## DATA LINES
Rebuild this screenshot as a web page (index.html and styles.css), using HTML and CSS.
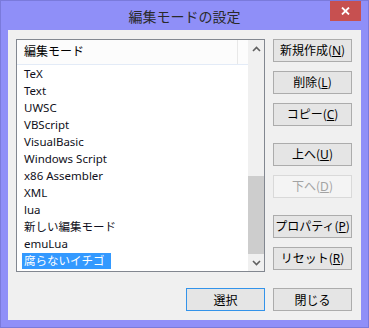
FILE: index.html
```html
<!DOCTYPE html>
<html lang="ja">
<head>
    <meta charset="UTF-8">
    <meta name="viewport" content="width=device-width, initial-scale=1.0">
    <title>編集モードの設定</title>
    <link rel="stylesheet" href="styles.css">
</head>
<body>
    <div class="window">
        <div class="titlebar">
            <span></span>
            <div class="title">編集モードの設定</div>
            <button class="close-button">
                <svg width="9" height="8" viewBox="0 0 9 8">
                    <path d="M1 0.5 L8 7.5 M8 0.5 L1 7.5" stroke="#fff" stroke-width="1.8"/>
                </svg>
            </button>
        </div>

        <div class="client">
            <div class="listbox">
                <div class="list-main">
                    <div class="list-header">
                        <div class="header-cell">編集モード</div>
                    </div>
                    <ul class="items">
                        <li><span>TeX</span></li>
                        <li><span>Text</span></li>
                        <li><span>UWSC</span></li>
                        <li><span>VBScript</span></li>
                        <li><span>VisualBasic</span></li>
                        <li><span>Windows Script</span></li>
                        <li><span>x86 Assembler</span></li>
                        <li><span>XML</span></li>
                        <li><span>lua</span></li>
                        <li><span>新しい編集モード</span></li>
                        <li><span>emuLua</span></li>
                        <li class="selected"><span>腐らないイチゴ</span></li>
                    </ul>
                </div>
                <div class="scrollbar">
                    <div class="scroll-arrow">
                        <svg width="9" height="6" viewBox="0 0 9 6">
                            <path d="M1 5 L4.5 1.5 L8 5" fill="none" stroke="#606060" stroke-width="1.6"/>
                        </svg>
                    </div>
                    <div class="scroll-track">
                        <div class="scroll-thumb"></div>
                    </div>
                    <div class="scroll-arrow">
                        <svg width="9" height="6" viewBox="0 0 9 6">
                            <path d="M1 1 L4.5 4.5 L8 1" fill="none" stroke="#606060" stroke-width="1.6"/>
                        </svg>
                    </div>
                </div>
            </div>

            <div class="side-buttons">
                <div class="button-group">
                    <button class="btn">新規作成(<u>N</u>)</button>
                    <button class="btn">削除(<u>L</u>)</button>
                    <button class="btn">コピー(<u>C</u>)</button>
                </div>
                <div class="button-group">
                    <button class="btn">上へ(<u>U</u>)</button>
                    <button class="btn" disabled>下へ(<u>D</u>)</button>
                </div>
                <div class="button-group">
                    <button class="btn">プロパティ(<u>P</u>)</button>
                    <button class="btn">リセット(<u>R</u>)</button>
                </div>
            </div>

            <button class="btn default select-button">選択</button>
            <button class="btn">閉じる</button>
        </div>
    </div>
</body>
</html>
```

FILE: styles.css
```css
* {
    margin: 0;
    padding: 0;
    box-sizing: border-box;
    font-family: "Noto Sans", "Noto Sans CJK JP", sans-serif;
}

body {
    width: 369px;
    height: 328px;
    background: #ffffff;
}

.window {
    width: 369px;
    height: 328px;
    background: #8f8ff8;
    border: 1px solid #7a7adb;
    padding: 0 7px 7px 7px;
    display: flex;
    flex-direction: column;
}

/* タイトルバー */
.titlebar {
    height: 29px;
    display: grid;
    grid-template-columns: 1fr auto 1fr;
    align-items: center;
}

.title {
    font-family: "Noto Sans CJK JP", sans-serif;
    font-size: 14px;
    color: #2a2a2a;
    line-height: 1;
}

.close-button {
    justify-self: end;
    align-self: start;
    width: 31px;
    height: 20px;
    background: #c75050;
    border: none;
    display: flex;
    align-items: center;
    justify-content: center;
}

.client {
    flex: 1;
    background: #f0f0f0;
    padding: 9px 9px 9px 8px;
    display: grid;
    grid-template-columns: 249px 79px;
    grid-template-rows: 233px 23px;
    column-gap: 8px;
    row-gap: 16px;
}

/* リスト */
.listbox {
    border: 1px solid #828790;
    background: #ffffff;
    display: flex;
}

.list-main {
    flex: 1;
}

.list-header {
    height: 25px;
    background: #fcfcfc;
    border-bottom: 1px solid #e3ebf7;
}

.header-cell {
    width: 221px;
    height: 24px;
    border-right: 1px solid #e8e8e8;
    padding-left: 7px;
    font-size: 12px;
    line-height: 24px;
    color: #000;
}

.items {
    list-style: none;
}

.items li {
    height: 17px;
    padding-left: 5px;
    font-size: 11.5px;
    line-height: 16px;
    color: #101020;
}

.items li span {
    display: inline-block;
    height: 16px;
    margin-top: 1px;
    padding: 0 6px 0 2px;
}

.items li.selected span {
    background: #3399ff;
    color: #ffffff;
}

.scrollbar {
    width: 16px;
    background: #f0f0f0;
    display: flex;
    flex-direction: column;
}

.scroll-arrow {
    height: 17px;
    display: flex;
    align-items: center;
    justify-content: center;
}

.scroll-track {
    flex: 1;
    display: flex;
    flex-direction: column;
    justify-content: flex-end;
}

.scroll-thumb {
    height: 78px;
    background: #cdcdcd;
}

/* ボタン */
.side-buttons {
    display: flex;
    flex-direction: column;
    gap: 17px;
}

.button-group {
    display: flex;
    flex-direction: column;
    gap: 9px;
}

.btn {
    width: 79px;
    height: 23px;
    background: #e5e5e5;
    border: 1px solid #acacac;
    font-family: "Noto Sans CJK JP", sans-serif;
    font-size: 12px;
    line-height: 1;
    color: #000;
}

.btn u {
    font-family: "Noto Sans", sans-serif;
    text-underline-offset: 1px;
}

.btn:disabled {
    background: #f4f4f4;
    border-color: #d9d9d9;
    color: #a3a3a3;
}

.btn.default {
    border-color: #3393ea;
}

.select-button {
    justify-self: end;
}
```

## SHORT PROBLEM
Reproduce the full listing faithfully, but do not carry over any pictures.

## RESULT OF THIS EXERCISE
Rebuild this screenshot as a web page (index.html and styles.css), using HTML and CSS.
FILE: index.html
```html
<!DOCTYPE html>
<html lang="ja">
<head>
    <meta charset="UTF-8">
    <meta name="viewport" content="width=device-width, initial-scale=1.0">
    <title>編集モードの設定</title>
    <link rel="stylesheet" href="styles.css">
</head>
<body>
    <div class="window">
        <div class="titlebar">
            <span></span>
            <div class="title">編集モードの設定</div>
            <button class="close-button">
                <svg width="9" height="8" viewBox="0 0 9 8">
                    <path d="M1 0.5 L8 7.5 M8 0.5 L1 7.5" stroke="#fff" stroke-width="1.8"/>
                </svg>
            </button>
        </div>

        <div class="client">
            <div class="listbox">
                <div class="list-main">
                    <div class="list-header">
                        <div class="header-cell">編集モード</div>
                    </div>
                    <ul class="items">
                        <li><span>TeX</span></li>
                        <li><span>Text</span></li>
                        <li><span>UWSC</span></li>
                        <li><span>VBScript</span></li>
                        <li><span>VisualBasic</span></li>
                        <li><span>Windows Script</span></li>
                        <li><span>x86 Assembler</span></li>
                        <li><span>XML</span></li>
                        <li><span>lua</span></li>
                        <li><span>新しい編集モード</span></li>
                        <li><span>emuLua</span></li>
                        <li class="selected"><span>腐らないイチゴ</span></li>
                    </ul>
                </div>
                <div class="scrollbar">
                    <div class="scroll-arrow">
                        <svg width="9" height="6" viewBox="0 0 9 6">
                            <path d="M1 5 L4.5 1.5 L8 5" fill="none" stroke="#606060" stroke-width="1.6"/>
                        </svg>
                    </div>
                    <div class="scroll-track">
                        <div class="scroll-thumb"></div>
                    </div>
                    <div class="scroll-arrow">
                        <svg width="9" height="6" viewBox="0 0 9 6">
                            <path d="M1 1 L4.5 4.5 L8 1" fill="none" stroke="#606060" stroke-width="1.6"/>
                        </svg>
                    </div>
                </div>
            </div>

            <div class="side-buttons">
                <div class="button-group">
                    <button class="btn">新規作成(<u>N</u>)</button>
                    <button class="btn">削除(<u>L</u>)</button>
                    <button class="btn">コピー(<u>C</u>)</button>
                </div>
                <div class="button-group">
                    <button class="btn">上へ(<u>U</u>)</button>
                    <button class="btn" disabled>下へ(<u>D</u>)</button>
                </div>
                <div class="button-group">
                    <button class="btn">プロパティ(<u>P</u>)</button>
                    <button class="btn">リセット(<u>R</u>)</button>
                </div>
            </div>

            <button class="btn default select-button">選択</button>
            <button class="btn">閉じる</button>
        </div>
    </div>
</body>
</html>
```

FILE: styles.css
```css
* {
    margin: 0;
    padding: 0;
    box-sizing: border-box;
    font-family: "Noto Sans", "Noto Sans CJK JP", sans-serif;
}

body {
    width: 369px;
    height: 328px;
    background: #ffffff;
}

.window {
    width: 369px;
    height: 328px;
    background: #8f8ff8;
    border: 1px solid #7a7adb;
    padding: 0 7px 7px 7px;
    display: flex;
    flex-direction: column;
}

/* タイトルバー */
.titlebar {
    height: 29px;
    display: grid;
    grid-template-columns: 1fr auto 1fr;
    align-items: center;
}

.title {
    font-family: "Noto Sans CJK JP", sans-serif;
    font-size: 14px;
    color: #2a2a2a;
    line-height: 1;
}

.close-button {
    justify-self: end;
    align-self: start;
    width: 31px;
    height: 20px;
    background: #c75050;
    border: none;
    display: flex;
    align-items: center;
    justify-content: center;
}

.client {
    flex: 1;
    background: #f0f0f0;
    padding: 9px 9px 9px 8px;
    display: grid;
    grid-template-columns: 249px 79px;
    grid-template-rows: 233px 23px;
    column-gap: 8px;
    row-gap: 16px;
}

/* リスト */
.listbox {
    border: 1px solid #828790;
    background: #ffffff;
    display: flex;
}

.list-main {
    flex: 1;
}

.list-header {
    height: 25px;
    background: #fcfcfc;
    border-bottom: 1px solid #e3ebf7;
}

.header-cell {
    width: 221px;
    height: 24px;
    border-right: 1px solid #e8e8e8;
    padding-left: 7px;
    font-size: 12px;
    line-height: 24px;
    color: #000;
}

.items {
    list-style: none;
}

.items li {
    height: 17px;
    padding-left: 5px;
    font-size: 11.5px;
    line-height: 16px;
    color: #101020;
}

.items li span {
    display: inline-block;
    height: 16px;
    margin-top: 1px;
    padding: 0 6px 0 2px;
}

.items li.selected span {
    background: #3399ff;
    color: #ffffff;
}

.scrollbar {
    width: 16px;
    background: #f0f0f0;
    display: flex;
    flex-direction: column;
}

.scroll-arrow {
    height: 17px;
    display: flex;
    align-items: center;
    justify-content: center;
}

.scroll-track {
    flex: 1;
    display: flex;
    flex-direction: column;
    justify-content: flex-end;
}

.scroll-thumb {
    height: 78px;
    background: #cdcdcd;
}

/* ボタン */
.side-buttons {
    display: flex;
    flex-direction: column;
    gap: 17px;
}

.button-group {
    display: flex;
    flex-direction: column;
    gap: 9px;
}

.btn {
    width: 79px;
    height: 23px;
    background: #e5e5e5;
    border: 1px solid #acacac;
    font-family: "Noto Sans CJK JP", sans-serif;
    font-size: 12px;
    line-height: 1;
    color: #000;
}

.btn u {
    font-family: "Noto Sans", sans-serif;
    text-underline-offset: 1px;
}

.btn:disabled {
    background: #f4f4f4;
    border-color: #d9d9d9;
    color: #a3a3a3;
}

.btn.default {
    border-color: #3393ea;
}

.select-button {
    justify-self: end;
}
```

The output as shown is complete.